Amateur golf tournament

The Amateur Championship (sometimes referred to as the British Amateur or British Amateur Championship outside the UK) is a golf tournament which has been held annually in the United Kingdom since 1885 except during the two World Wars, and in 1949 and 2019 when Ireland hosted the championship. It is one of the two leading individual tournaments for amateur golfers, alongside the U.S. Amateur. It normally has the widest international representation of any individual amateur event, with 38 golf federations from all six continents represented in the 2018 championship.

Before World War II it was regarded as one of golf's major championships, but given the modern dominance of the sport by professional golfers, this is no longer the case. Two Amateur Championship winners in the post-World War II era have gone on to win professional major championships: José María Olazábal and Sergio García.

==History==

The inaugural tournament was organised by the Royal Liverpool Golf Club in 1885. It was played on 20, 21 and 23 April and was "open to all amateur members of recognised golf clubs". The format was match-play. All players were included in the draw for each round, any extra player receiving a bye. If a match was halved after the 18 holes both players progressed to the next round, playing each other again. There were 49 entries from 12 different clubs, although only 44 were included in the draw and four of these players did not turn up. Of the 22 first-round matches, 2 were halved, meaning that there were 12 matches in the second round. There were no more halved matches in the following rounds which meant that 3 players reached the semi-final stage. John Ball beat his father, also called John, in the third round. Allan Macfie received a bye at the semi-final stage with Horace Hutchinson beating Ball 2 up in the only semi-final match. After his morning round, Hutchinson played badly in the afternoon and Macfie won 7&6. Each player paid a 1 guinea entry fee. This, together with 25 guineas from the Royal Liverpool club, was used for prizes. The losing finalist received £10 with the remainder being used to buy plate for the winner. The final amount for the winner was about £60 or £70. By comparison the winner of the 1885 Open Championship received £10. For many years the 1885 event was not regarded as the first Amateur Championship. It was only in 1922 that the Royal and Ancient Golf Club of St Andrews decided "to place on record the name of Mr. A. F. Macfie as the winner of the Amateur Championship of 1885".

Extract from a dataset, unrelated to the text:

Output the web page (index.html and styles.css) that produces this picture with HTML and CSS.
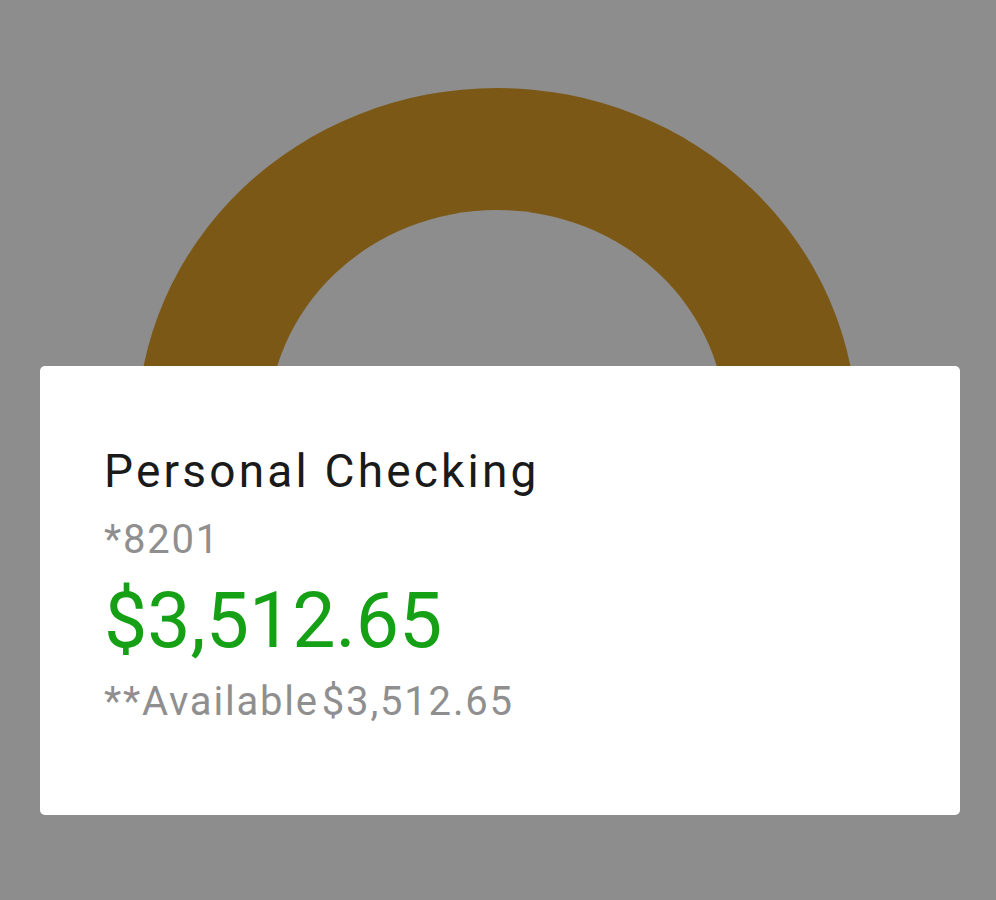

Despite the unusual format of the 1885 event, it was regarded as a success. A meeting was arranged in 1886 where it was decided to start an amateur championship, to be held alternately at St Andrews, Hoylake and Prestwick. A number of clubs subscribed to buy a perpetual trophy for the championship. In addition, gold and silver medals were presented to the winner and runner-up, with bronze medals for the losing semi-finalists. The format became a simple knockout, with extra holes played in case of a tie after 18 holes. Otherwise the format remained the same as for the 1885 event. Because of the late arrangements the inaugural championship was not held until late September. With 42 entries, six rounds were needed which were completed in three days with the semi-finals and final on the last day. John Ball again lost in the semi-finals, 7&6 to Henry Lamb, but Lamb lost the final against Horace Hutchinson by the same score.

==Entry, format==
Entry to the Championship is now given to the most-qualified 288 applicants from around the world, with perhaps half the places reserved for top players from the United Kingdom and Ireland. Qualifying rounds for all players were first introduced in 1983, when the popularity of the championship led to the number of applicants increasing to unmanageable levels. Major golf nations are allocated entries on what amounts to a quota basis for their top applicants, with each applicant's national federation cooperating with the R&A on selection. For example, the 2010 entry list included players from the British Isles (England, Wales, Scotland, Ireland, Northern Ireland), mainland Europe (France, Belgium, Netherlands, Germany, Italy, Spain, Portugal, Sweden, Norway, Finland, Denmark, Slovenia, Switzerland, Austria, Iceland), North America (USA, Canada, Mexico), South America (Argentina, Bolivia, Peru), Asia (China, India, South Korea, Japan, Singapore), Australasia (Australia, New Zealand) and Africa (South Africa).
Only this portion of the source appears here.